Destaca-se ainda que alguns poucos contabilistas, pois não estamos falando de regras, quando apresentam o balancete anual, tecem considerações sobre a gestão da empresa, mas repito, são minorias, fazendo com que haja uma lacuna enorme para o desenvolvimento das atividades de Consultoria Empresarial em seu sentido literal, diferente do que se compreende lá como Consultadoria Empresarial, pois em Portugal o conceito é totalmente distorcido.

Para se ter uma ideia, na empresa em que era Consultor Sênior, fizemos uma espécie de seminário, seguido de um workshop prático (oficina) para transmitir as ferramentas e cases em que atuávamos aqui no Brasil, e as empresárias proprietárias fizeram o seguinte comentário após minhas exposições: “Cá nunca se viu isto antes…”

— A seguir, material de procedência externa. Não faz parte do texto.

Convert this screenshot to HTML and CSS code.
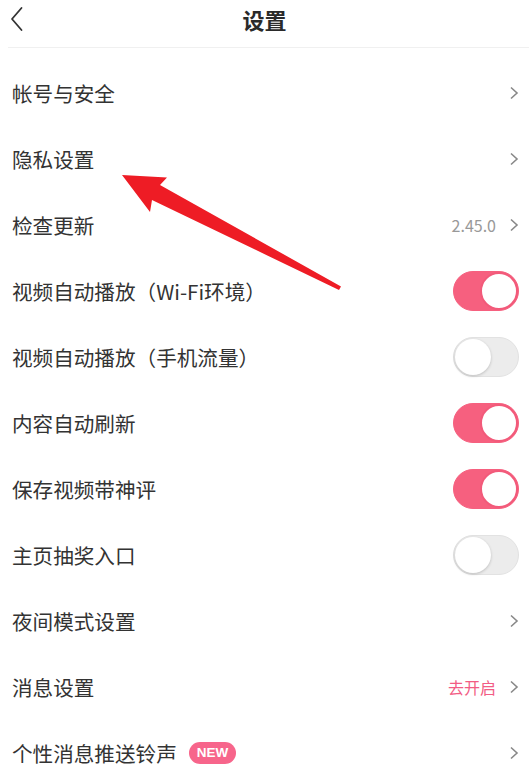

Então respondendo em definitivo à pergunta, se você, que está lendo este artigo, possui conhecimento, habilidades e tem atitude para atuar em gestão de empresas, consultoria empresarial e assessoria empresarial e, ainda, está disposto a começar um trabalho praticamente do zero, o “Segundo Portugal” é uma alternativa fantástica. Porém, não se esqueça de que como brasileiro em solo português, nós não temos a mesma velocidade de penetração de mercado que possuímos aqui, mas uma coisa eu afirmo e garanto por experiência e vivência própria: fora da Grande Lisboa e Grande Porto, há um “Ocean Blue” (estratégia do oceano azul, um conceito de diferenciação competitiva) com imensas novas oportunidades.